7:03 am August 9, 2011

HMRC scraps for spare paper!

It’s our very first “you couldn’t make it up” blog. And who better to star in this unique post than Her Majesty’s finest at Revenue & Customs.

It appears that in the melee to send out the millions of reminder letters to those who should have been making their self assessment second payments on account by 31 July, someone forgot to order enough letterheads to actually send them out on. Definitely a case of “pulp fiction” then!

HMRC have apologised for the faux pas and stated that any tax payer who didn’t receive a reminder would be given an extra 30 days to pay and would not incur any interest charges.

We can only hope that HMRC have actually solved the problem and aren’t just papering over the cracks.

1:18 pm July 29, 2011

HMRC refuses payment plans to dividend paying companies

Further to our post of June 27, the Cog Blog has learnt that HMRC are increasingly refusing to agree to Time To Pay schemes for those companies that use dividends to reward key personnel.

Time To Pay allows companies to defer monies owed to HMRC by paying in a fixed number of instalments.

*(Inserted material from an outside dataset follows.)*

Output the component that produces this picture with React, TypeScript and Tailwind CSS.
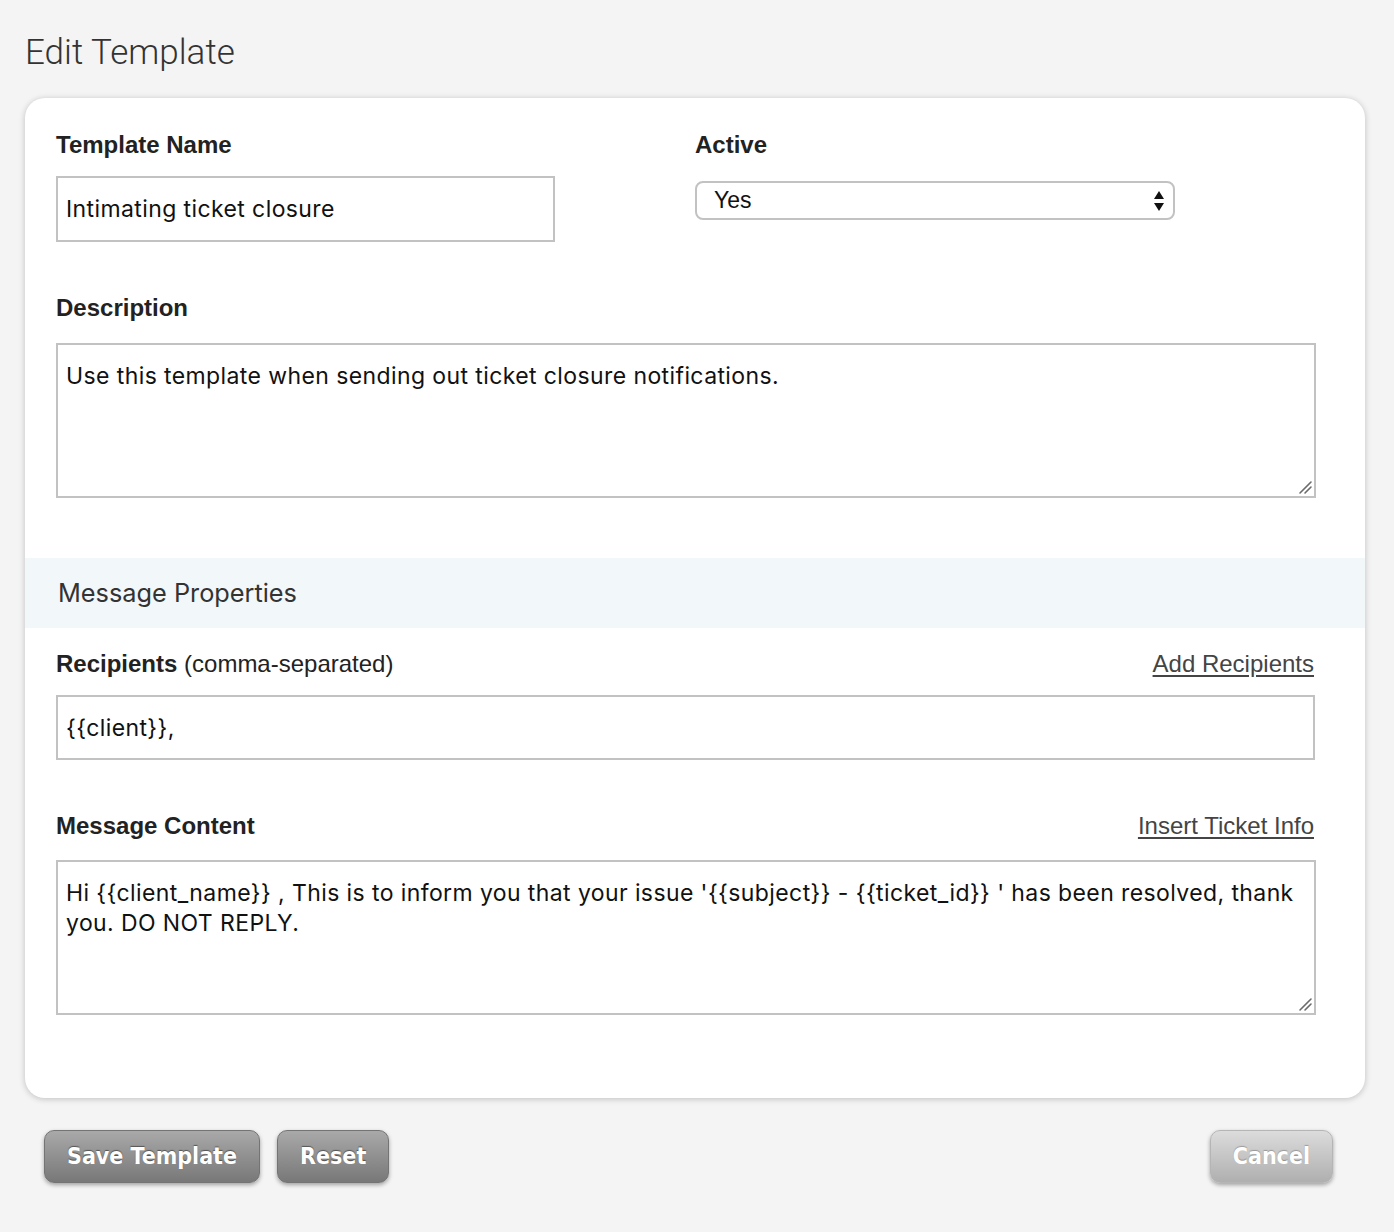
import React, { useState } from "react";

const labelCls = "block text-[24px] leading-[28px] font-bold text-[#222] font-['Liberation_Sans',Arial,sans-serif]";
const fieldCls =
  "w-full border-2 border-[#c2c2c2] bg-white text-[23px] tracking-[0.4px] text-[#111] font-['Inter',sans-serif] outline-none";
const linkCls =
  "text-[24px] leading-[28px] text-[#444] underline underline-offset-[3px] font-['Liberation_Sans',Arial,sans-serif]";

const SelectArrows = () => (
  <svg width="12" height="24" viewBox="0 0 12 24" className="absolute right-[10px] top-1/2 -translate-y-1/2 pointer-events-none">
    <path d="M6 2 L11 10 L1 10 Z" fill="#111" />
    <path d="M6 22 L11 14 L1 14 Z" fill="#111" />
  </svg>
);

const Grip = () => (
  <svg width="16" height="16" viewBox="0 0 16 16" className="absolute right-[3px] bottom-[3px] pointer-events-none">
    <path d="M3 14 L14 3" stroke="#6b6b6b" strokeWidth="1.6" strokeLinecap="round" />
    <path d="M8 14 L14 8" stroke="#6b6b6b" strokeWidth="1.6" strokeLinecap="round" />
  </svg>
);

const Button = ({ children, light }: { children: React.ReactNode; light?: boolean }) => (
  <button
    className={`h-[53px] rounded-[10px] px-[22px] text-[23px] font-bold text-white font-['DejaVu_Sans_Condensed','DejaVu_Sans',sans-serif] shadow-[0_2px_4px_rgba(0,0,0,0.35)] ${
      light
        ? "bg-gradient-to-b from-[#dcdcdc] to-[#afafaf] border border-[#b5b5b5] [text-shadow:0_-1px_1px_rgba(0,0,0,0.25)]"
        : "bg-gradient-to-b from-[#a9a9a9] to-[#787878] border border-[#747474] [text-shadow:0_-1px_1px_rgba(0,0,0,0.45)]"
    }`}
  >
    {children}
  </button>
);

export default function App() {
  const [name, setName] = useState("Intimating ticket closure");
  const [active, setActive] = useState("Yes");
  const [description, setDescription] = useState("Use this template when sending out ticket closure notifications.");
  const [recipients, setRecipients] = useState("{{client}},");
  const [content, setContent] = useState(
    "Hi {{client_name}} , This is to inform you that your issue '{{subject}} - {{ticket_id}} ' has been resolved, thank you. DO NOT REPLY."
  );

  return (
    <div className="min-h-[1232px] bg-[#f4f4f4] px-[25px] pt-[30px] pr-[29px]">
      <h1 className="text-[35px] leading-[46px] font-light text-[#333] font-['Roboto',sans-serif]">
        Edit Template
      </h1>

      <div className="mt-[22px] bg-white rounded-[20px] shadow-[0_1px_6px_rgba(0,0,0,0.22)] pt-[33px] pb-[83px]">
        <div className="pl-[31px] pr-[49px]">
          <div className="grid grid-cols-[639px_1fr]">
            <div>
              <label className={labelCls}>Template Name</label>
              <input
                value={name}
                onChange={(e) => setName(e.target.value)}
                className={`${fieldCls} mt-[17px] !w-[499px] h-[66px] px-[8px]`}
              />
            </div>
            <div>
              <label className={labelCls}>Active</label>
              <div className="relative mt-[22px] w-[480px]">
                <select
                  value={active}
                  onChange={(e) => setActive(e.target.value)}
                  className="appearance-none w-full h-[39px] rounded-[8px] border-2 border-[#c2c2c2] bg-white pl-[17px] text-[23px] text-[#111] font-['Liberation_Sans',Arial,sans-serif] outline-none"
                >
                  <option>Yes</option>
                  <option>No</option>
                </select>
                <SelectArrows />
              </div>
            </div>
          </div>

          <label className={`${labelCls} mt-[52px]`}>Description</label>
          <div className="relative mt-[21px]">
            <textarea
              value={description}
              onChange={(e) => setDescription(e.target.value)}
              className={`${fieldCls} h-[155px] px-[8px] pt-[16px] leading-[30px] resize-none block`}
            />
            <Grip />
          </div>
        </div>

        <div className="mt-[60px] h-[70px] bg-[#f2f7fa] flex items-center pl-[33px]">
          <h2 className="text-[25.3px] text-[#333] font-['Inter',sans-serif]">Message Properties</h2>
        </div>

        <div className="pl-[31px] pr-[49px]">
          <div className="mt-[22px] flex items-center justify-between pr-[2px]">
            <label className={labelCls}>
              Recipients <span className="font-normal">(comma-separated)</span>
            </label>
            <a href="#" className={linkCls}>Add Recipients</a>
          </div>
          <input
            value={recipients}
            onChange={(e) => setRecipients(e.target.value)}
            className={`${fieldCls} mt-[17px] !w-[1259px] h-[65px] px-[8px]`}
          />

          <div className="mt-[52px] flex items-center justify-between pr-[2px]">
            <label className={labelCls}>Message Content</label>
            <a href="#" className={linkCls}>Insert Ticket Info</a>
          </div>
          <div className="relative mt-[20px]">
            <textarea
              value={content}
              onChange={(e) => setContent(e.target.value)}
              className={`${fieldCls} h-[155px] px-[8px] pt-[16px] leading-[30px] resize-none block`}
            />
            <Grip />
          </div>
        </div>
      </div>

      <div className="mt-[32px] flex items-center pl-[19px] pr-[32px]">
        <div className="flex gap-[17px]">
          <Button>Save Template</Button>
          <Button>Reset</Button>
        </div>
        <div className="ml-auto">
          <Button light>Cancel</Button>
        </div>
      </div>
    </div>
  );
}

Although HMRC have previously agreed to around 95% of applications and only on very rare occasions (normally when the moon is blue and Shergar is romping home in the Grand National) turning down first time applicants.

But, it seems the Tax Man is getting tough and refusing to be being used to fund other creditors. A fair point, maybe but it is not always that clear cut; for example paying a bonus as a dividend is much more tax efficient than through PAYE. Not to mention those companies who use dividends as part of a sensible tax planning approach. The Cog Blog feels that the Tax Man has got out his big tar brush and made a very sweeping generalisation.